Experts fear it could take weeks to dislodge container vessel stuck in major shipping lane.
Asian share markets have edged higher while oil prices slipped as a giant ship blocking the Suez Canal was refloated, raising hopes the vital waterway could reopen and ease global shipping backlogs.
Salvage teams freed the Ever Given in the Suez Canal on Monday, according to maritime services provider Inchcape, almost a week after the giant vessel ran aground in one of the world’s most important trade routes.
While the 400-meter-long (1,312-feet) ship is floating again, it was not immediately clear how soon the waterway would be open to traffic, or how long it will take to clear the logjam of more than 450 ships that are stuck or on the way to the Suez.
Oil prices eased as investors assumed the refloating of the Ever Given would allow tankers to again use the waterway which accounts for 12 percent of global trade.
Investors will also be cautious ahead of a meeting of the Organization of Petroleum Exporting Countries this week, which will have to decide whether to extend supply limits, or loosen the spigots.
Brent crude fell 90 cents to $63.67 a barrel, while United States crude lost $1.03 to $59.94 per barrel.
The news of the refloated ship added to optimism about world growth as markets look to United States President Joe Biden to outline his infrastructure spending plans this week, which could supercharge an already accelerating US recovery.
“We expect the global economy to expand robustly at 6.4 percent this year, fuelled by a large US fiscal stimulus, with positive spillovers for the rest of the world,” said Barclays economist Christian Keller.

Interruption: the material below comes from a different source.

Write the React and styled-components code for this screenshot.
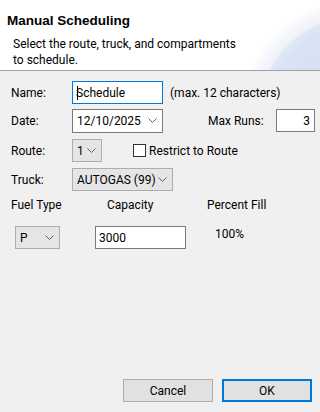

“Rising inflation over the coming months should be transitory and core central banks seem committed to looking through it.”
MSCI’s broadest index of Asia-Pacific shares outside Japan added 0.3 percent, with activity restrained by the approach of quarter-end. Chinese blue chips rose 0.8 percent.
Japan’s Nikkei gained 1 percent, though there was some nervousness when Nomura reported its US unit could face a $2bn loss related to a client.
There was also some caution after a $20bn wave of large share sales hit markets on Friday, reportedly linked to investment fund Archegos Capital.
Eyes on inflation
Nasdaq futures were down 0.6 percent and S&P 500 futures were off by 0.5 percent. EUROSTOXX 50 futures managed to rise by 0.2 percent, while FTSE futures were little changed.
The S&P 500 Index climbed 1.7 percent on Friday.
The prospect of faster US economic growth has spurred speculation of rising inflation and weighed on Treasury prices. Yields on US 10-year notes eased a touch on Monday to 1.66 percent, but were still not far from the recent 13-month top of 1.754 percent.
European yields have been restrained by active buying from the European Central Bank, widening the dollar’s yield advantage over the euro. The single currency was last at $1.1786, having hit a five-month low of $1.1760 last week.
Analysts at TD Securities noted the euro had failed to find any benefit from a very strong German business confidence survey on Friday that showed morale at a near two-year high and signs of recovery in the service sector.
The dollar held at 109.50 yen, having reached its highest since early June on Friday at 109.84. The dollar index stood at 92.774, after reaching its highest since mid-November.
The lift in yields has weighed on gold, which offers no fixed return, and left it at $1,730 an ounce.